◆ Written instruction ◆
Retype the whole listing, please, keeping every line exact and dropping the pictures.

◆ Data entries ◆
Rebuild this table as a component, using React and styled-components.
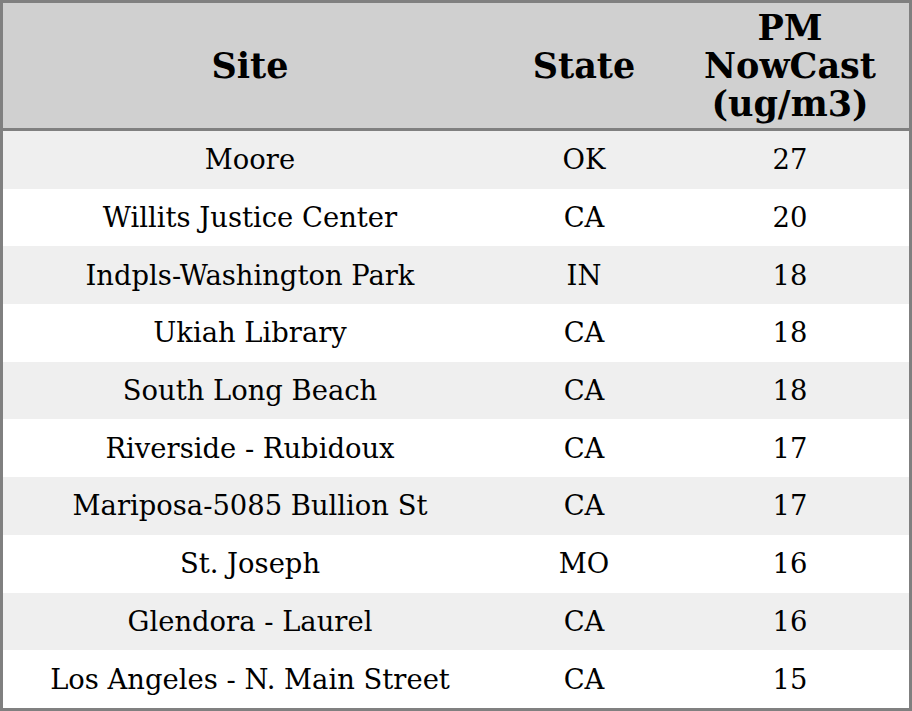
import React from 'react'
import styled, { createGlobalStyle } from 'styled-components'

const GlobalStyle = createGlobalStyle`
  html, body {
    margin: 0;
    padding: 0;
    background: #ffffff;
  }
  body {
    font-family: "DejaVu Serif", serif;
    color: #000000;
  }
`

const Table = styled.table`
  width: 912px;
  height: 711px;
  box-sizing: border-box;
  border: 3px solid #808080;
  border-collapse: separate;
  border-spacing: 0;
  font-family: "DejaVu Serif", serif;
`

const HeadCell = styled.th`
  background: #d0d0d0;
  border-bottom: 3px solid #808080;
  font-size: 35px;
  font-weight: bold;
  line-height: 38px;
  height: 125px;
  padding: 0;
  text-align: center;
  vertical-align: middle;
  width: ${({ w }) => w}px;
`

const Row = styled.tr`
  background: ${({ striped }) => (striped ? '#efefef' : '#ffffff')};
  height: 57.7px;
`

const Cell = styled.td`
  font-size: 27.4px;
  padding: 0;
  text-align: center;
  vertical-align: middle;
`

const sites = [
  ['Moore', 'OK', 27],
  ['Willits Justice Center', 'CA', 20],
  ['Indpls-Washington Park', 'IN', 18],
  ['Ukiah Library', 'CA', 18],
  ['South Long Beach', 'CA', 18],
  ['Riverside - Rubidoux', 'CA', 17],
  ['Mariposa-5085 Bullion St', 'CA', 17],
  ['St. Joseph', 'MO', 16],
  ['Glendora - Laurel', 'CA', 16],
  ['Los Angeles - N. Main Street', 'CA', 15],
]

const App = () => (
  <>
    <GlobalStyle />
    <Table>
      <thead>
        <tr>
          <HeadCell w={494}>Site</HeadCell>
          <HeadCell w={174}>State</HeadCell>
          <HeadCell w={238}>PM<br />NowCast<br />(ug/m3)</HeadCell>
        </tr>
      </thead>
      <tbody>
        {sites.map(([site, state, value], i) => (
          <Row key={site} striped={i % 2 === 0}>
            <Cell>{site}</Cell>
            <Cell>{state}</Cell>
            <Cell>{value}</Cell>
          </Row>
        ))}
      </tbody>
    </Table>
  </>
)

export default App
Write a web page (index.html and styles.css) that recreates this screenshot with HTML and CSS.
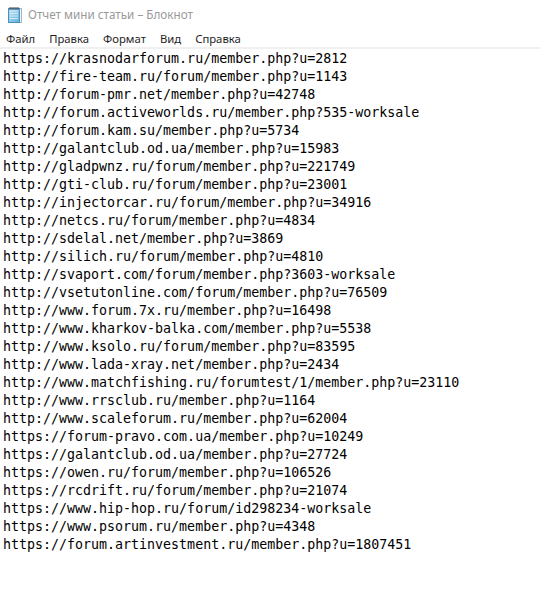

◆ Full response ◆
Rebuild this table as a component, using React and styled-components.
import React from 'react'
import styled, { createGlobalStyle } from 'styled-components'

const GlobalStyle = createGlobalStyle`
  html, body {
    margin: 0;
    padding: 0;
    background: #ffffff;
  }
  body {
    font-family: "DejaVu Serif", serif;
    color: #000000;
  }
`

const Table = styled.table`
  width: 912px;
  height: 711px;
  box-sizing: border-box;
  border: 3px solid #808080;
  border-collapse: separate;
  border-spacing: 0;
  font-family: "DejaVu Serif", serif;
`

const HeadCell = styled.th`
  background: #d0d0d0;
  border-bottom: 3px solid #808080;
  font-size: 35px;
  font-weight: bold;
  line-height: 38px;
  height: 125px;
  padding: 0;
  text-align: center;
  vertical-align: middle;
  width: ${({ w }) => w}px;
`

const Row = styled.tr`
  background: ${({ striped }) => (striped ? '#efefef' : '#ffffff')};
  height: 57.7px;
`

const Cell = styled.td`
  font-size: 27.4px;
  padding: 0;
  text-align: center;
  vertical-align: middle;
`

const sites = [
  ['Moore', 'OK', 27],
  ['Willits Justice Center', 'CA', 20],
  ['Indpls-Washington Park', 'IN', 18],
  ['Ukiah Library', 'CA', 18],
  ['South Long Beach', 'CA', 18],
  ['Riverside - Rubidoux', 'CA', 17],
  ['Mariposa-5085 Bullion St', 'CA', 17],
  ['St. Joseph', 'MO', 16],
  ['Glendora - Laurel', 'CA', 16],
  ['Los Angeles - N. Main Street', 'CA', 15],
]

const App = () => (
  <>
    <GlobalStyle />
    <Table>
      <thead>
        <tr>
          <HeadCell w={494}>Site</HeadCell>
          <HeadCell w={174}>State</HeadCell>
          <HeadCell w={238}>PM<br />NowCast<br />(ug/m3)</HeadCell>
        </tr>
      </thead>
      <tbody>
        {sites.map(([site, state, value], i) => (
          <Row key={site} striped={i % 2 === 0}>
            <Cell>{site}</Cell>
            <Cell>{state}</Cell>
            <Cell>{value}</Cell>
          </Row>
        ))}
      </tbody>
    </Table>
  </>
)

export default App
Write a web page (index.html and styles.css) that recreates this screenshot with HTML and CSS.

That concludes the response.